The approach of Mislevy, however, allowed for only impact effects and not DIF, assuming that any items with DIF would have previously been identified and eliminated. Although this assumption was reasonable within the context of their research on large-scale educational testing, it is less realistic in many other research contexts where the pool of potential items for a given construct is often limited and removing items with DIF may result in failure to fully cover the content domain of the construct (Edelen, Stucky & Chandra, 2015). The focus then turns to mitigating the biases associated with DIF. A key goal of our paper is to investigate the performance of scores generated from measurement models that either include or omit impact and DIF when these scores are to be used in second-stage analyses.

The Current Paper

To investigate the need to include covariate effects in scoring models more thoroughly, we move beyond our prior simulation work presented by Curran et al. (2016) to consider the performance of covariate-informed scores in subsequent analyses. Specifically, under a variety of realistic conditions, we compute EAPs from three latent variable measurement models: one that excludes the covariates entirely, one that includes covariate impact but not DIF, and one that includes both impact and DIF. We then use the EAPs obtained from these three scoring models as predictors in a series of linear regression analyses. Based on the literature reviewed above, we made three primary hypotheses for how the different scores would perform in these analyses.

First, when score-based regression analyses include no other predictors but the scores, given a sufficient sample size, all three scoring methods will generate largely unbiased regression coefficient estimates; however, we did expect differences in variability (assessed via root mean squared error) across the three scoring models. Second, when score-based regression analyses include covariates in addition to the scores, it will be necessary to include the same covariates in the scoring model in order to obtain unbiased regression coefficient estimates; in contrast, excluding the covariates from the scoring model will result in meaningful bias. Third, when score-based regression analyses include covariates, using a scoring model that accounts for any DIF due to the covariates will be necessary to obtain unbiased regression coefficient estimates. Although Curran et al. (2016) found no notable difference in the correlations between the score estimates and true scores when models included versus excluded DIF, we speculated that excluding DIF from the scoring model might have more meaningful consequences for score-based analyses. Our reasoning was that failure to model DIF (when present) would lead to bias in covariate impact estimates thus distorting the correlations between the scores and the covariates; this in turn is expected to bias the partial regression coefficient estimates obtained from score-based analyses that include both the scores and the covariates.

Methods

Our motivating goal was to examine the recovery of predictor-criterion relations in models in which one of the predictors was estimated using various specifications of a latent variable scoring model. Although we selected design elements to mimic what might be encountered in an integrative data analysis setting (specifically, data pooled across two independent samples), our conditions and subsequent results directly generalize to single study designs as well. Because complete details relating to the data generation procedure for the factor scores and items are presented in Curran et al. (2016), we only briefly review these steps. Because the generation process for the outcome variables have not been presented elsewhere, we discuss these in greater detail.

Data Generation

We followed a four-step process to generate data consistent with a single factor latent variable model defined by a set of binary indicators that are differentially impacted by a set of exogenous covariates that in turn jointly influence three separate outcomes. The top panel of Figure 1 presents a conceptual path diagram of the population generating model. The diagram is simplified and intentionally imprecise to enhance clarity, and we provide specific equations for all models and outcomes below.
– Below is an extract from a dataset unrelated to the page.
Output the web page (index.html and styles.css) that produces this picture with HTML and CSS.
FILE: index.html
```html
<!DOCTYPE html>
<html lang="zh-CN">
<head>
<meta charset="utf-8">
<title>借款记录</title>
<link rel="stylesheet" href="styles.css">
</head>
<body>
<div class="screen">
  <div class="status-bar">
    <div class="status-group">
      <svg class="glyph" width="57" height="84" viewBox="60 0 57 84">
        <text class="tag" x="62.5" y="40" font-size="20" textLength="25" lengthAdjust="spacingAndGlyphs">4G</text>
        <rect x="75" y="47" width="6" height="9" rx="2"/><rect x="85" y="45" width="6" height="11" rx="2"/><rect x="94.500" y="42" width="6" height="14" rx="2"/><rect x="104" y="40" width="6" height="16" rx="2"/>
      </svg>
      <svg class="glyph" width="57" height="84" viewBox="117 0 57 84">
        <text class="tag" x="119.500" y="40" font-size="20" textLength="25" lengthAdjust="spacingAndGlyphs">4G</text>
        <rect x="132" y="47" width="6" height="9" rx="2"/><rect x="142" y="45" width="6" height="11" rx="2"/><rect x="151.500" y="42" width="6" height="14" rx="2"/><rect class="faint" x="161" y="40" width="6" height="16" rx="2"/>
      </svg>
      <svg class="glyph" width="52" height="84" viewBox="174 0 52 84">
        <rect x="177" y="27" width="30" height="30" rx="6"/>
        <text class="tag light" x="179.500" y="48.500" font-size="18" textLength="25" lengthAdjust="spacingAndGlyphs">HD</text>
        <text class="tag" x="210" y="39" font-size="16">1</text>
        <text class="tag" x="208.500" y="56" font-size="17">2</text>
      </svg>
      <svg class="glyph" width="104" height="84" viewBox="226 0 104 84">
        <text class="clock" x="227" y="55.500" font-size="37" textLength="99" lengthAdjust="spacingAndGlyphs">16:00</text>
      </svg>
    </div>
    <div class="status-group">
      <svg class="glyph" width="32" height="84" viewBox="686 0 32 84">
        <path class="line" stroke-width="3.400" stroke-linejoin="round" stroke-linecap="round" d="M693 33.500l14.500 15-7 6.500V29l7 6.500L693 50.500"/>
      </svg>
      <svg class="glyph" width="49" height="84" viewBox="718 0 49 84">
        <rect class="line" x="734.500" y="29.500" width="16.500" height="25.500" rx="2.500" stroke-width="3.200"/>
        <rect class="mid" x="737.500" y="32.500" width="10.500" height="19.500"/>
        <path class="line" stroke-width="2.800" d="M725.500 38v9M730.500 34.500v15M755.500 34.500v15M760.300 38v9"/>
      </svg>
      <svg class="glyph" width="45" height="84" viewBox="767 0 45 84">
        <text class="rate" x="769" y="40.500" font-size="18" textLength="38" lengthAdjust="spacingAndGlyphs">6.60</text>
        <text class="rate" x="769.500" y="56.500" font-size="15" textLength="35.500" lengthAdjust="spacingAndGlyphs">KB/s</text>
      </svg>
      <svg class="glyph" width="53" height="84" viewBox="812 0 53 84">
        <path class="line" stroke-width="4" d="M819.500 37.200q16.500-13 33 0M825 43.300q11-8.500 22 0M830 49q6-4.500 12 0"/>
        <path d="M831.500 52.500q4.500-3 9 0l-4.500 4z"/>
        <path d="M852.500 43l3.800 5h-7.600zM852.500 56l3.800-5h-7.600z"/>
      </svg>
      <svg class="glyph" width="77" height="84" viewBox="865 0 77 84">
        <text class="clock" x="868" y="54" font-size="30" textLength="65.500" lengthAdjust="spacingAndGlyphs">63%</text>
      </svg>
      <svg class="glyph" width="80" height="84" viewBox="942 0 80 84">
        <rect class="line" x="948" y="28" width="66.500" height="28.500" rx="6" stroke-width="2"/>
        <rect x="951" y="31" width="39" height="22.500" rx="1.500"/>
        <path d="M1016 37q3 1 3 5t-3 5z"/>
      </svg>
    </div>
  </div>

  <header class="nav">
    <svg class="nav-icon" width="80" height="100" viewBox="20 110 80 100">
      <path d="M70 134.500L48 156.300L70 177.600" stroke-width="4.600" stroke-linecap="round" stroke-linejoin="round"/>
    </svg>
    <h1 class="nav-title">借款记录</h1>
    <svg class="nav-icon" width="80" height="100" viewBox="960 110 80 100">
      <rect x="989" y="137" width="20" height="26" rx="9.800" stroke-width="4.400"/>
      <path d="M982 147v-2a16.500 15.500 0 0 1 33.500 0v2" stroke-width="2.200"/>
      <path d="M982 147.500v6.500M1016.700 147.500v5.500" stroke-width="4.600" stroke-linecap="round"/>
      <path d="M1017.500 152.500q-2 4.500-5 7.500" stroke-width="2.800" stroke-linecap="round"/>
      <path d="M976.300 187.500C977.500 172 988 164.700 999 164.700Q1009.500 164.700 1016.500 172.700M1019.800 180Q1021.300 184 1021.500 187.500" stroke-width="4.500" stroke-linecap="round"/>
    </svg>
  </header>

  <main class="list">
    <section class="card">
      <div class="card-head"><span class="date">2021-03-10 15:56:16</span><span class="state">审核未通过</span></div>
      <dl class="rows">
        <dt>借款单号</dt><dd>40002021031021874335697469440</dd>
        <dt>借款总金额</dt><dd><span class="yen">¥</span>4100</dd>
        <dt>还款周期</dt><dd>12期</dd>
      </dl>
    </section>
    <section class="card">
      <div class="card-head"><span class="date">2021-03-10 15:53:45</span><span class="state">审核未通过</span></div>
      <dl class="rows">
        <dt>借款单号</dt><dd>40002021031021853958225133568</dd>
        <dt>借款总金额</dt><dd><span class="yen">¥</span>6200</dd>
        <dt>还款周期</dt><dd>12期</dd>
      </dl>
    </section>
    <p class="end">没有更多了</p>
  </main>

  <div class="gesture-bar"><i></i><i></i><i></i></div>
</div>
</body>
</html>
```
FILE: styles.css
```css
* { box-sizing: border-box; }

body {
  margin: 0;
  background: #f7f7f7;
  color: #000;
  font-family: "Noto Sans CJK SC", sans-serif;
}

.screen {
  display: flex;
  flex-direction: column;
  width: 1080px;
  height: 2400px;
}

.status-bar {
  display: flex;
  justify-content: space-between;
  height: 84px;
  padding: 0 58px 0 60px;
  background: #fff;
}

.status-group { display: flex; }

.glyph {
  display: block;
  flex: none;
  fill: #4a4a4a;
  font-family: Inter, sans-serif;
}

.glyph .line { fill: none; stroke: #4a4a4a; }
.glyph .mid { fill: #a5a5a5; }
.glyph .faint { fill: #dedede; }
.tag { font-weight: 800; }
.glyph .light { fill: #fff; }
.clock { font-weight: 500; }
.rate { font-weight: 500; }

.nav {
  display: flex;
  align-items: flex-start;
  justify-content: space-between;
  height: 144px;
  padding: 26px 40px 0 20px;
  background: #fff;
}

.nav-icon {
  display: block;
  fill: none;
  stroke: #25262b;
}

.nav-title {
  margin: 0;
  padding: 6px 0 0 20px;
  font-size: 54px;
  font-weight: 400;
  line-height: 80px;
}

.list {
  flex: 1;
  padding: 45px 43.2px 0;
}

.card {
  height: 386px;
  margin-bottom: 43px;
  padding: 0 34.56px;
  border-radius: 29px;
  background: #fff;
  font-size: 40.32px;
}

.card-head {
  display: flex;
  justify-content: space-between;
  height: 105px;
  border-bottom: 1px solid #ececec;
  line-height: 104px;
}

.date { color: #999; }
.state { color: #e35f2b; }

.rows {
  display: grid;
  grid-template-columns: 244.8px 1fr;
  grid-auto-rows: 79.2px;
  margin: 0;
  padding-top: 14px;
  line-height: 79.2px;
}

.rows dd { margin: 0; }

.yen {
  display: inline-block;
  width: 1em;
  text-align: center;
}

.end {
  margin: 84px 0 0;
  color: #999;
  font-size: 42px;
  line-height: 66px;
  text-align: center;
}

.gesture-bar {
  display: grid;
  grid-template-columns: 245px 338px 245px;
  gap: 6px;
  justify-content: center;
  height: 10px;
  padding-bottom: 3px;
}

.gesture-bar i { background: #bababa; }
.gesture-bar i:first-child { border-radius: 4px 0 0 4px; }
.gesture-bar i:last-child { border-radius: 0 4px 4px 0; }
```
Figure 1. Conceptual path diagram of population model (top panel) and predictive regression model (bottom panel).

note: These are conceptual representations, the specifics of which are defined via equations in the text. In the top panel the arrows connecting the covariates to the measurement model represents impact (pointing to the latent factor) and DIF (pointing to the factor loading and item). The diagram shows two covariates for simplicity, but three and four covariates were used in the simulations.

Step 1: Exogenous covariates.

Exogenous covariates were generated for each simulated observation j to reflect variables that are common in an IDA design. The first three covariates were defined to exert both impact and DIF effects in the measurement model, and the fourth to covary with the latent factor but not be functionally related to impact or DIF. This fourth covariate was designed to reflect the commonly used approach in which a variable is not included in the measurement model but is included in subsequent fitted models.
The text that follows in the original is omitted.